Additional problems:

  1. What is the intersection between discrete symbols (in symbolic AI) and continuous representations in deep learning.
    • I have a suspicion that the bridge lies in the realm of differential equations; discrete symbol manipulation can be expressed/formalized through ODEs
    • Perhaps super criticality has something to do with this? (which can also be captured naturally with ODEs)
  2. How to make distributed representations (continous) more interpretable
    • Kind of related to core problem no. 1 and no. 1 above
    • Solving both would get closer to solving this.
    • See the notion of of a 'Representative' of a task below
  3. Continual learning, transfer learning and tackling catastrophic forgetting
    • I have a suspicion that restricting models to bijective functions would make continual learning much easier.
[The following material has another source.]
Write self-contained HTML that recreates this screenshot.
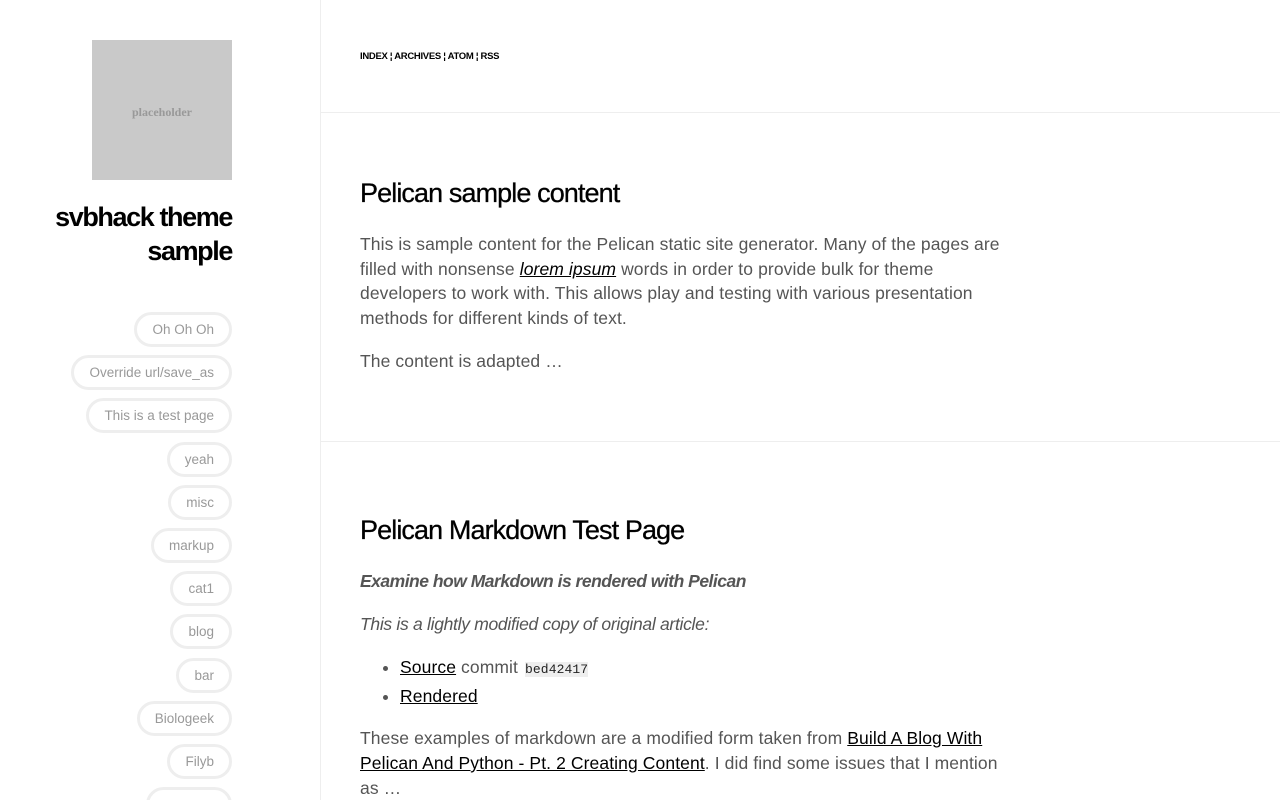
<!DOCTYPE html>
<html style="overflow:hidden;height:800px"><head><meta charset="utf-8"><style>
*{margin:0;padding:0;box-sizing:border-box}
body{width:1280px;height:800px;overflow:hidden;background:#fff;font-family:"Liberation Sans",sans-serif;position:relative}
#side{position:absolute;left:0;top:0;width:321px;height:800px;border-right:1px solid #eee;overflow:hidden}
#ph{position:absolute;left:92px;top:40px;width:140px;height:140px;background:#c9c9c9;color:#999;font:bold 12px "Liberation Serif",serif;text-align:center;line-height:144px}
#title{position:absolute;right:88px;top:200px;text-align:right;font-size:27px;line-height:34px;font-weight:bold;letter-spacing:-1.4px;color:#000}
.pill{position:absolute;right:88px;height:35px;border:3px solid #eee;border-radius:18px;padding:0 15px;font-size:13.5px;line-height:30px;color:#999;white-space:nowrap}
#nav{position:absolute;left:360px;top:51px;font-size:9.5px;font-weight:bold;color:#000;letter-spacing:-0.3px}
.hr{position:absolute;left:321px;width:959px;height:1px;background:#eee}
.art{position:absolute;left:360px;width:660px;color:#555;font-size:17.5px;line-height:24.7px;letter-spacing:0.1px;white-space:nowrap}
h2{font-size:27px;color:#000;font-weight:normal;letter-spacing:-0.9px;line-height:32px;-webkit-text-stroke:0.3px #000}
a{color:#000}
code{font-family:"Liberation Mono",monospace;font-size:13px;background:#eee;color:#222;margin-left:2px}
</style></head><body>
<div id="side">
<div id="ph">placeholder</div>
<div id="title">svbhack theme<br>sample</div>
<div class="pill" style="top:312px">Oh Oh Oh</div>
<div class="pill" style="top:355px">Override url/save_as</div>
<div class="pill" style="top:398px">This is a test page</div>
<div class="pill" style="top:442px">yeah</div>
<div class="pill" style="top:485px">misc</div>
<div class="pill" style="top:528px">markup</div>
<div class="pill" style="top:571px">cat1</div>
<div class="pill" style="top:614px">blog</div>
<div class="pill" style="top:658px">bar</div>
<div class="pill" style="top:701px">Biologeek</div>
<div class="pill" style="top:744px">Filyb</div>
<div class="pill" style="top:787px;width:86px">&nbsp;</div>
</div>
<div id="nav">INDEX ¦ ARCHIVES ¦ ATOM ¦ RSS</div>
<div class="hr" style="top:112px"></div>
<div class="art" style="top:177px">
<h2>Pelican sample content</h2>
<p style="margin-top:23px">This is sample content for the Pelican static site generator. Many of the pages are<br>filled with nonsense <a href="#"><i>lorem ipsum</i></a> words in order to provide bulk for theme<br>developers to work with. This allows play and testing with various presentation<br>methods for different kinds of text.</p>
<p style="margin-top:18px">The content is adapted …</p>
</div>
<div class="hr" style="top:441px"></div>
<div class="art" style="top:514px">
<h2>Pelican Markdown Test Page</h2>
<p style="margin-top:23px;letter-spacing:-0.5px"><b><i>Examine how Markdown is rendered with Pelican</i></b></p>
<p style="margin-top:18px;letter-spacing:-0.3px"><i>This is a lightly modified copy of original article:</i></p>
<ul style="margin:18px 0 0 40px;line-height:27px"><li><a href="#">Source</a> commit <code>bed42417</code></li><li><a href="#">Rendered</a></li></ul>
<p style="margin-top:16px">These examples of markdown are a modified form taken from <a href="#">Build A Blog With</a><br><a href="#">Pelican And Python - Pt. 2 Creating Content</a>. I did find some issues that I mention<br>as …</p>
</div>
</body></html>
Then you would have per-task non-bijective adaptors which are small neural networks for finetuning.
  4. Internal world model
    • Related to interpretability

Ideas

To tackle these three problems, I picture the potential solution as decomposed into two categories, that of the structured approach and the unstructured approach.

The structured approach would involve some explict formulation of a backwards and forwards pass, of the forward computation and backwards adjustment of weights, perhaps as explict as back-propagation in the supervised setting. Generally this would involve two graphs $\hat{y} = f(\theta, x)$ and $\Delta \theta = g(\gamma,\theta, y, \hat{y})$, with $f$ the forwards graph, and $g$ the backwards pass. This basically encompasses all current approaches in deep learning and some other more exotic methods.

The unstructured category currently is far more nebulous, the best example I can think of is reservoir computing, where the resevoir is a non-parametric function, essentially a glorified activation function which specifies some complex dynamics. The inputs are fed into this blackbox reservoir and outputs are read and fed into a standard dl model, trained via back-prop. This approach is unpleasant to me for several reasons, namely that the representation power of the entire model is based on top of the non-linear reservoir, of which is sensitive to hyperparameters since it is not trained. Ideally, the unstructured category would entail training this reservoir via a local learning rule, from which back-prop or what ever is happening in the brain emerges, without the explicit formulation of a dual graph as seen in the structured approach. Some examples of this are hebbian learning, STDP.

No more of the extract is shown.